Entonces, los límites no son sinónimo de autoritarismo sino señales que marcan “un hasta acá”. Pero, ¿qué sucede cuando no llegan a tiempo? “Terminamos bajándoles la autoestima con nuestro enojo porque no les enseñamos a salir de la posición de ‘su majestad el bebé’ para convertirse en integrantes de la sociedad y aprender a esperar, a esforzarse, a frustrarse, a tolerar y a sobreponerse a los dolores inevitables de la vida”, argumenta Seitún.

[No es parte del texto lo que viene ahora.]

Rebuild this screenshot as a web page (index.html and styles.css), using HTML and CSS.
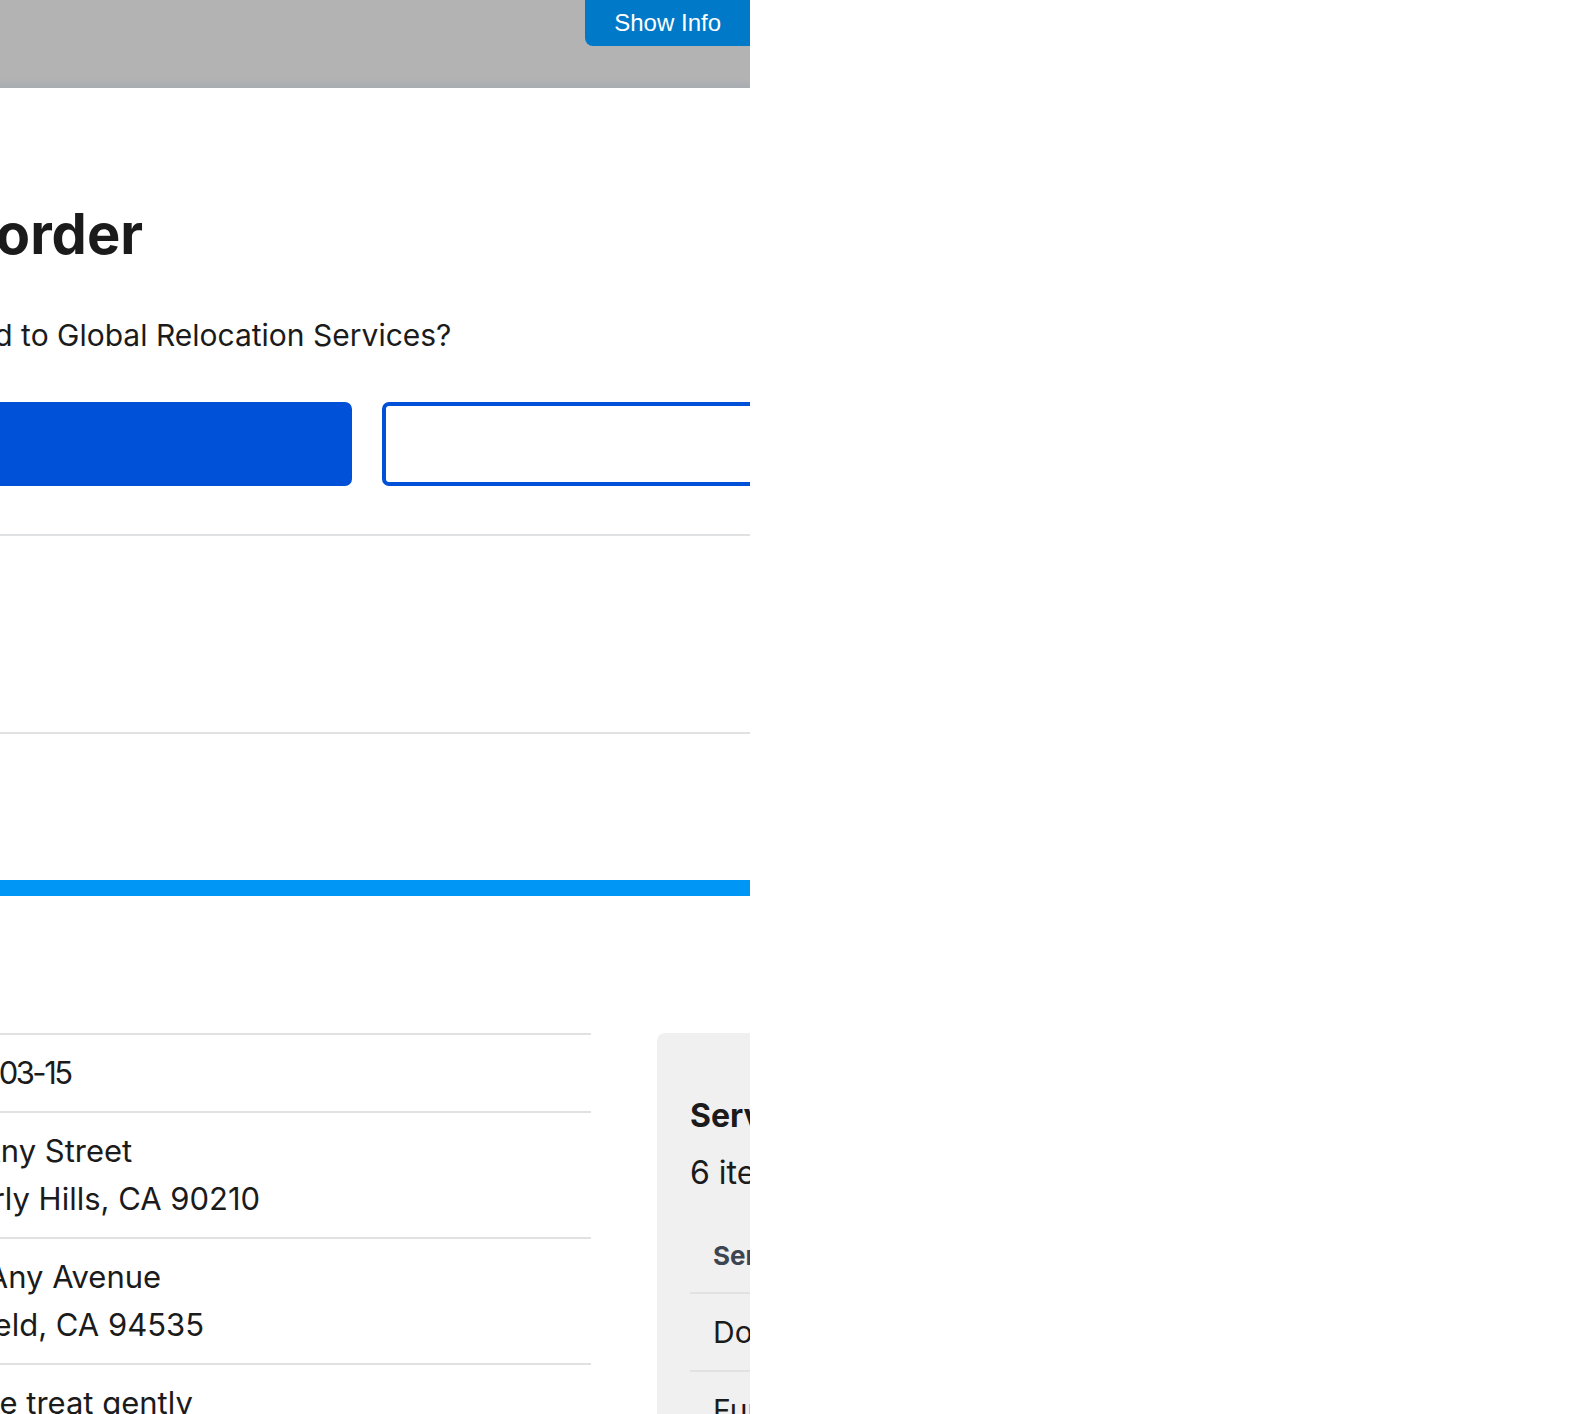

Por eso, Gelay especifica que la falta de límites no significa que el niño pueda hacer todo sino lo contrario. “Al no haber un marco, queda rebotando sin posibilidad de encauzarse en el otro y desde ahí crecer. Los límites se construyen junto al otro y el adulto es quien debe llevar las riendas”, insiste.
Entonces, ¿cómo se forma una personalidad segura? Con adultos presentes que no teman ser “los malos” por cuidar. Con normas claras que enseñen a esperar, a tolerar frustraciones, a asumir responsabilidades y a confiar en que pueden manejarse solos porque alguien les mostró cómo. Así lo conceptualiza Rossi.
Y marca que una personalidad segura no nace de tenerlo todo permitido, sino de haber aprendido a atravesar el “no”, sin dejar de sentirse valioso. “Los padres que no ponen límites, estafan literalmente a sus hijos”, subraya.
Si la familia crió “igual” a sus hijos, como se interpelan los padres en la serie, ¿por qué dos hermanos pueden seguir caminos tan diferentes? La inquietud es frecuente también en los consultorios de los especialistas. La respuesta está en comprender que la crianza no es el único factor que forma a una persona.
“Aunque los hermanos compartan el hogar, los padres y las mismas normas, cada uno vive, interpreta y responde a esas experiencias de forma distinta porque cada individuo es único”, descifra Rossi.
Consejos para padres
No hay recetas mágicas, pero sí actitudes, enfoques y herramientas que pueden hacer una gran diferencia en la relación entre adultos y adolescentes. ¿Cuáles?
- Mantener la calma.
- Poner límites claros y sostenidos con afecto. Escucharlos sin hacer valoraciones (preguntar más y hablar menos porque cuando se sienten escuchados es más fácil que escuchen al adulto también).
- Validar sus emociones aunque no se compartan sus decisiones (decir “entiendo que estés enojado” o “me doy cuenta de que esto te frustra” no es ceder sino que es mostrar empatía).
- Dar ejemplo: si el padre pide respeto, pero grita, o habla de equilibrio pero vive con estrés, el mensaje no llega.
- Estar disponibles, sin invadir (a veces se aíslan, pero internamente siguen necesitando una guía, contención y una mirada adulta).
“No se trata de ‘culpar’ sino de entender que la prevención de ciertas conductas empieza mucho antes de la adolescencia. El afecto no malcría. La coherencia educa. La presencia sostiene”, concluye Rossi.